As the Paris climate accord came into effect on Nov. 4, Japan is under pressure to carry out a public pledge to reduce greenhouse gas emissions by 26 percent compared with 2013 levels by 2030.
Under domestic guidelines determined in a Cabinet decision in May this year, it will be necessary to cut office and household emissions by 40 percent to achieve the target. Officials envisage a shift to light-emitting diode (LED) lights, which use less power compared with other types of lighting, and an increase in hybrid vehicles, but there has been little progress on these fronts due to the costs involved.
Meanwhile, the energy sector is an area of serious concern. Japan's greenhouse gas reduction goal was based on the government's expectations that it would extend the life of the nation's aging nuclear reactors, and rebuild or build new reactors so that nuclear power would account for 20 to 22 percent of the nation's energy mix by fiscal 2030. However, the reactivation of nuclear power plants in Japan has not progressed, and there are no prospects of replacing reactors or building new ones. There has been a stream of plans to build new coal-fired power plants, which emit large amounts of carbon dioxide, and Japan has fallen behind in the world trend of pouring effort into the introduction of renewable energy.
In 2015, Cochin International Airport in India's southern state of Kerala opened a major solar plant and became the first airport in the world to run completely on solar power. The airport's managing director, V.J. Kurian, explained that it was decided to shift to renewable energy as it was cheaper.
According to the International Energy Agency, the average worldwide cost of solar power in 2015 was one-third of the average cost in 2010. The fact that cost of renewable energy has declined to a level that can rival that of fossil fuels pushed China and India to ratify the Paris Agreement at an early stage.

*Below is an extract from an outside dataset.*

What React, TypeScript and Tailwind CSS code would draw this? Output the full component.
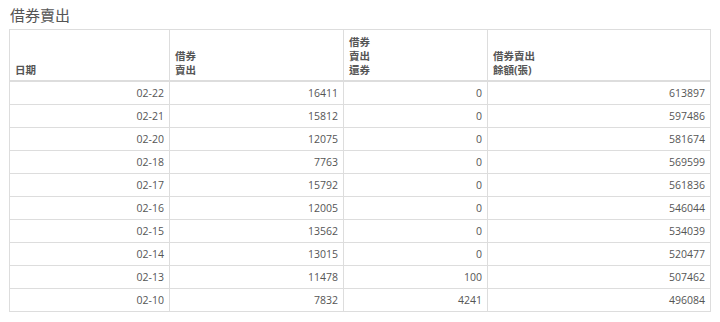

In Japan, however, construction costs including the cost of installing solar panels are higher than in other countries, and the cost of renewable energy generation is about double that in Germany or China. Under the nation's basic energy plan, it is envisaged that renewable energy (including hydropower) will account for 22 to 24 percent of Japan's energy mix by fiscal 2030. As of fiscal 2014, however, the rate stood at just 12.2 percent. Under the Paris Agreement it is necessary to revise targets upward every five years, and renewable energy holds the key in doing so.
Teruyuki Ono, executive director of the Tokyo-based Renewable Energy Institute, calls for Japan to make an effort.
"We should set higher targets and implement them by setting higher goals for the introduction of natural energy and thoroughly implementing energy conservation measures," he said.